For modern 80x86 PCs with UEFI (see https://en.wikipedia.org/wiki/Unified_Extensible_Firmware_Interface ), there are UEFI functions that do similar to VBE (get list of video modes, get details for video modes, set a video mode). The big differences are that the API supports multiple monitors and multiple video cards (VBE doesn't); and you can't use any of these functions after boot (after calling
The other option is to write native video card drivers instead of using the firmware/relying on the video card's ROM. This is very complex and very time consuming (because each video card needs different code); and you will always need a fallback to handle "Oops, video card is so new that I haven't written a native video driver for it yet", so it doesn't avoid needing to support the use of firmware (UEFI or BIOS/VBE) to find/set a video mode.
For an OS to work on all cases (old computers with BIOS, new computer with UEFIs, with/without native video driver) the only sane approach is:
boot loader sets up a default video mode for all monitors/video cards that it can, using VBE (if boot loader is designed for BIOS) or UEFI (GOP or UGA, if boot loader is designed for UEFI); then tells the kernel/OS details (address of frame buffer, pixel format, bytes per row of pixels, horizontal & vertical resolution) for each monitor, then OS uses those details to draw graphics; so that OS has no reason to care if the boot loader was using BIOS or UEFI.
Later during boot; OS tries to start a native video driver for each video card. If one is found, then OS can use it to change video mode and may try to find a better video mode (that wasn't given as an option to boot loader) during boot.
if there is no suitable video driver, then OS can't change video modes after boot; because supporting this is only possible if the firmware was BIOS and (for BIOS) it's too much hassle to bother. Note that the OS could still set some "video mode preferences" information somewhere on disk (e.g. in a boot config file) that boot loader will look for, and then reboot to get the boot loader to choose a different mode.
Note that modern monitors have a preferred/native resolution (and do "often low quality" scaling if the resolution is different) so for each monitor there's only really one good video mode that anyone would want to use; and if the OS isn't awful it will provide "resolution independence" (see https://en.wikipedia.org/wiki/Resolution_independence ). There are only 2 cases where the user would actually want to change video modes after boot - they've replaced their monitor, and they're doing it for performance reasons. Fortunately people don't replace their monitor very often (so rebooting is only a minor inconvenience in that case); and performance should not be a problem unless the user is trying to play 3D games (where "frames per second" is more important and the amount of processing is significantly higher) where the user is going to be annoyed anyway (unless there's a native video driver that supports hardware accelerated 3D). In other words, if you don't have a native video driver and can't change video modes after boot; almost nobody will care.

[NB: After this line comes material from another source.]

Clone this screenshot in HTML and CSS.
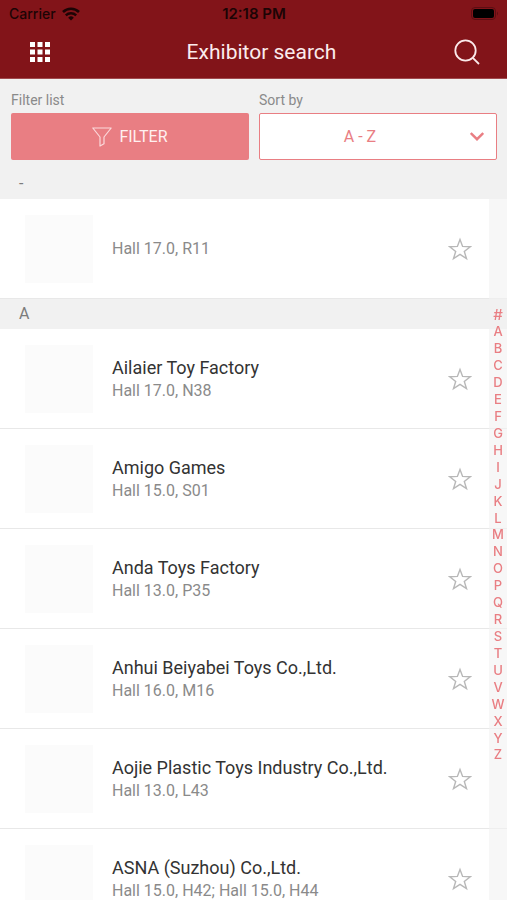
FILE: index.html
```html
<!DOCTYPE html>
<html lang="en">
<head>
<meta charset="utf-8">
<meta name="viewport" content="width=device-width, initial-scale=1">
<title>Exhibitor search</title>
<link rel="stylesheet" href="styles.css">
</head>
<body>
<svg width="0" height="0" class="defs" aria-hidden="true">
  <symbol id="star" viewBox="0 0 24 24">
    <path d="M12 2.4 L14.6 9.4 L22.2 9.7 L16.3 14.4 L18.5 21.6 L12 17.4 L5.5 21.6 L7.7 14.4 L1.8 9.7 L9.4 9.4 Z" fill="none" stroke="#b8b8b8" stroke-width="1.4"/>
  </symbol>
</svg>
<div class="app">
  <header class="top">
    <div class="status">
      <span class="carrier">Carrier
        <svg class="wifi" viewBox="0 0 18 14" aria-hidden="true">
          <path d="M1 5 A11.5 11.5 0 0 1 17 5" fill="none" stroke="#1c0405" stroke-width="2.6"/>
          <path d="M3.8 8.3 A7.5 7.5 0 0 1 14.2 8.3" fill="none" stroke="#1c0405" stroke-width="2.4"/>
          <path d="M9 13.6 L6.2 10.7 A4 4 0 0 1 11.8 10.7 Z" fill="#1c0405"/>
        </svg>
      </span>
      <span class="time">12:18 PM</span>
      <svg class="battery" viewBox="0 0 28 14" aria-hidden="true">
        <rect x="0.5" y="0.5" width="24" height="12" rx="3.5" fill="none" stroke="#5c0e13"/>
        <rect x="2" y="2" width="21" height="9" rx="2"/>
        <path d="M26 4.5 Q28 6.5 26 8.5 Z" fill="#5c0e13"/>
      </svg>
    </div>
    <div class="nav">
      <button class="icon-btn" type="button" aria-label="Menu">
        <svg class="menu-icon" viewBox="0 0 20 20" fill="#fff" aria-hidden="true">
          <path d="M0 0h5v5H0zM7.5 0h5v5h-5zM15 0h5v5h-5zM0 7.5h5v5H0zM7.5 7.5h5v5h-5zM15 7.5h5v5h-5zM0 15h5v5H0zM7.5 15h5v5h-5zM15 15h5v5h-5z"/>
        </svg>
      </button>
      <h1 class="title">Exhibitor search</h1>
      <button class="icon-btn" type="button" aria-label="Search">
        <svg class="search-icon" viewBox="0 0 26 26" fill="none" stroke="#fbe9ea" stroke-width="1.8" aria-hidden="true">
          <circle cx="11.5" cy="11.5" r="10.2"/>
          <path d="M18.8 18.8 L25 25"/>
        </svg>
      </button>
    </div>
  </header>

  <div class="tools">
    <div class="tool">
      <span class="tool-label">Filter list</span>
      <button class="filter" type="button">
        <svg class="funnel" viewBox="0 0 20 20" fill="none" stroke="#fbd9db" stroke-width="1.2" stroke-linejoin="round" aria-hidden="true">
          <path d="M0.8 1 H19.2 L12 10 V16.8 L8 19 V10 Z"/>
        </svg>
        FILTER
      </button>
    </div>
    <div class="tool">
      <label class="tool-label" for="sort">Sort by</label>
      <div class="select-wrap">
        <select class="select" id="sort"><option>A - Z</option></select>
        <svg class="chevron" viewBox="0 0 14 9" fill="none" stroke="#e97e83" stroke-width="2.4" aria-hidden="true">
          <path d="M0.8 1 L7 7.2 L13.2 1"/>
        </svg>
      </div>
    </div>
  </div>

  <div class="list-area">
    <main class="list">
      <h2 class="section">-</h2>
      <ul class="rows">
        <li class="row"><span class="thumb"></span><div class="info"><span class="hall">Hall 17.0, R11</span></div><button class="fav" type="button" aria-label="Add to favourites"><svg class="star"><use href="#star"/></svg></button></li>
      </ul>
      <h2 class="section">A</h2>
      <ul class="rows">
        <li class="row"><span class="thumb"></span><div class="info"><span class="name">Ailaier Toy Factory</span><span class="hall">Hall 17.0, N38</span></div><button class="fav" type="button" aria-label="Add to favourites"><svg class="star"><use href="#star"/></svg></button></li>
        <li class="row"><span class="thumb"></span><div class="info"><span class="name">Amigo Games</span><span class="hall">Hall 15.0, S01</span></div><button class="fav" type="button" aria-label="Add to favourites"><svg class="star"><use href="#star"/></svg></button></li>
        <li class="row"><span class="thumb"></span><div class="info"><span class="name">Anda Toys Factory</span><span class="hall">Hall 13.0, P35</span></div><button class="fav" type="button" aria-label="Add to favourites"><svg class="star"><use href="#star"/></svg></button></li>
        <li class="row"><span class="thumb"></span><div class="info"><span class="name">Anhui Beiyabei Toys Co.,Ltd.</span><span class="hall">Hall 16.0, M16</span></div><button class="fav" type="button" aria-label="Add to favourites"><svg class="star"><use href="#star"/></svg></button></li>
        <li class="row"><span class="thumb"></span><div class="info"><span class="name">Aojie Plastic Toys Industry Co.,Ltd.</span><span class="hall">Hall 13.0, L43</span></div><button class="fav" type="button" aria-label="Add to favourites"><svg class="star"><use href="#star"/></svg></button></li>
        <li class="row"><span class="thumb"></span><div class="info"><span class="name">ASNA (Suzhou) Co.,Ltd.</span><span class="hall">Hall 15.0, H42; Hall 15.0, H44</span></div><button class="fav" type="button" aria-label="Add to favourites"><svg class="star"><use href="#star"/></svg></button></li>
      </ul>
    </main>
    <nav class="index" aria-label="Alphabet">
      <div class="letters">
        <a href="#">#</a><a href="#">A</a><a href="#">B</a><a href="#">C</a><a href="#">D</a><a href="#">E</a><a href="#">F</a><a href="#">G</a><a href="#">H</a><a href="#">I</a><a href="#">J</a><a href="#">K</a><a href="#">L</a><a href="#">M</a><a href="#">N</a><a href="#">O</a><a href="#">P</a><a href="#">Q</a><a href="#">R</a><a href="#">S</a><a href="#">T</a><a href="#">U</a><a href="#">V</a><a href="#">W</a><a href="#">X</a><a href="#">Y</a><a href="#">Z</a>
      </div>
    </nav>
  </div>
</div>
</body>
</html>
```
FILE: styles.css
```css
* { box-sizing: border-box; }

body {
  margin: 0;
  font-family: Roboto, "Liberation Sans", sans-serif;
  background: #f1f1f1;
}

button, select { font: inherit; }

.defs { position: absolute; }

.app {
  display: flex;
  flex-direction: column;
  height: 100vh;
}

/* Header */
.top {
  background: #821419;
  border-bottom: 1px solid #a04a4e;
}

.status {
  display: grid;
  grid-template-columns: 1fr auto 1fr;
  align-items: center;
  height: 27px;
  padding: 0 8px 0 9px;
  font: 500 14px/27px Inter, "Liberation Sans", sans-serif;
  color: #1c0405;
}

.carrier {
  display: flex;
  align-items: center;
  gap: 6px;
}

.wifi { width: 18px; height: 14px; }

.time {
  font-size: 15px;
  font-weight: 600;
}

.battery {
  width: 28px;
  height: 14px;
  justify-self: end;
}

.nav {
  display: flex;
  align-items: center;
  height: 51px;
  padding: 0 20px 2px;
}

.icon-btn {
  display: flex;
  align-items: center;
  justify-content: center;
  width: 40px;
  height: 40px;
  padding: 0;
  border: 0;
  background: none;
}

.menu-icon { width: 20px; height: 20px; }
.search-icon { width: 26px; height: 26px; }

.title {
  flex: 1;
  margin: 0;
  padding-left: 16px;
  font-size: 21px;
  font-weight: 400;
  text-align: center;
  color: #fbeced;
}

/* Filter and sort */
.tools {
  display: grid;
  grid-template-columns: 1fr 1fr;
  gap: 10px;
  padding: 12px 10px 9px 11px;
}

.tool {
  display: flex;
  flex-direction: column;
  gap: 4px;
}

.tool-label {
  font-size: 14px;
  line-height: 18px;
  color: #8a8a8a;
}

.filter {
  display: flex;
  align-items: center;
  justify-content: center;
  gap: 7px;
  height: 47px;
  border: 0;
  border-radius: 2px;
  background: #e97e83;
  font-size: 16px;
  color: #fff0f0;
}

.funnel { width: 20px; height: 20px; }

.select-wrap { position: relative; }

.select {
  width: 100%;
  height: 47px;
  padding: 0 36px 0 0;
  border: 1px solid #e97e83;
  border-radius: 2px;
  background: #fff;
  appearance: none;
  font-size: 16px;
  text-align-last: center;
  color: #e97e83;
}

.chevron {
  position: absolute;
  top: 19px;
  right: 13px;
  width: 14px;
  height: 9px;
  pointer-events: none;
}

/* Exhibitor list */
.list-area {
  position: relative;
  flex: 1;
  min-height: 0;
}

.list {
  height: 100%;
  overflow-y: auto;
  scrollbar-width: none;
}

.section {
  margin: 0;
  padding: 0 19px;
  background: #f1f1f1;
  font-size: 16px;
  font-weight: 400;
  line-height: 30px;
  color: #7c7c7c;
}

.rows {
  margin: 0;
  padding: 0;
  list-style: none;
}

.row {
  display: flex;
  align-items: center;
  height: 100px;
  padding: 0 35px 0 25px;
  border-bottom: 1px solid #e8e8e8;
  background: #fff;
}

.thumb {
  width: 68px;
  height: 68px;
  margin-right: 19px;
  background: #fbfbfb;
}

.info {
  display: flex;
  flex: 1;
  flex-direction: column;
}

.name {
  font-size: 18px;
  line-height: 24px;
  color: #333;
}

.hall {
  font-size: 16px;
  line-height: 22px;
  color: #8a8a8a;
}

.fav {
  display: flex;
  padding: 0;
  border: 0;
  background: none;
}

.star { width: 24px; height: 24px; }

/* Alphabet index */
.index {
  position: absolute;
  top: 0;
  right: 0;
  bottom: 0;
  display: flex;
  flex-direction: column;
  justify-content: center;
  width: 18px;
  background: rgba(241, 241, 241, 0.6);
}

.letters {
  display: flex;
  flex-direction: column;
  align-items: center;
  justify-content: space-between;
  height: 456px;
}

.letters a {
  font: 500 13px/16px Inter, "Liberation Sans", sans-serif;
  color: #e97e83;
  text-decoration: none;
}

.letters a:first-child { font-size: 15px; }
```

If you do expect the boot loader to set up video mode/s; then it's going to depend on the which boot loader. Most generic boot loaders (e.g. GRUB) will set a video mode for you and tell you the information for the video mode it set, so you don't have to do it at all.
If you're writing your own boot loaders; then the relevant specifications for VBE and UEFI are easily obtainable online (e.g. see the "external links" section of the corresponding Wikipedia pages linked to above); so you can read the specs and then try to write your code (and ask a more specific question if you have trouble).
My program run but I draw in 0xA0000 and I think my buffer is insufficient because I saw just a part of my screen. Can you help me? How can I use a bank switching?
For the old VGA "320*200 with 256 colors" mode everything fits in 64 KiB so you don't need any bank switching.
Note that for higher resolution video modes you will either need bank switching (which is awful for performance, not supported for UEFI, and too painful to bother with for BIOS) or you will have to use protected mode or long mode to access a linear frame buffer. Of course a graphical OS using higher resolution video modes is going to have many MiB of graphics data in RAM for things like icons and pictures and buffers; so real mode (which can't access more than about 640 KiB of RAM) is completely unusable anyway. For example, for performance reasons; you will end up needing a buffer in RAM where you do all the drawing (and then, when all the drawing is finished, you'll copy the resulting pixel data from your buffer in RAM to the video card's frame buffer); and for a video mode like "800x600 with 32 bits per pixel" that buffer in RAM will cost you about 1875 KiB of RAM all by itself.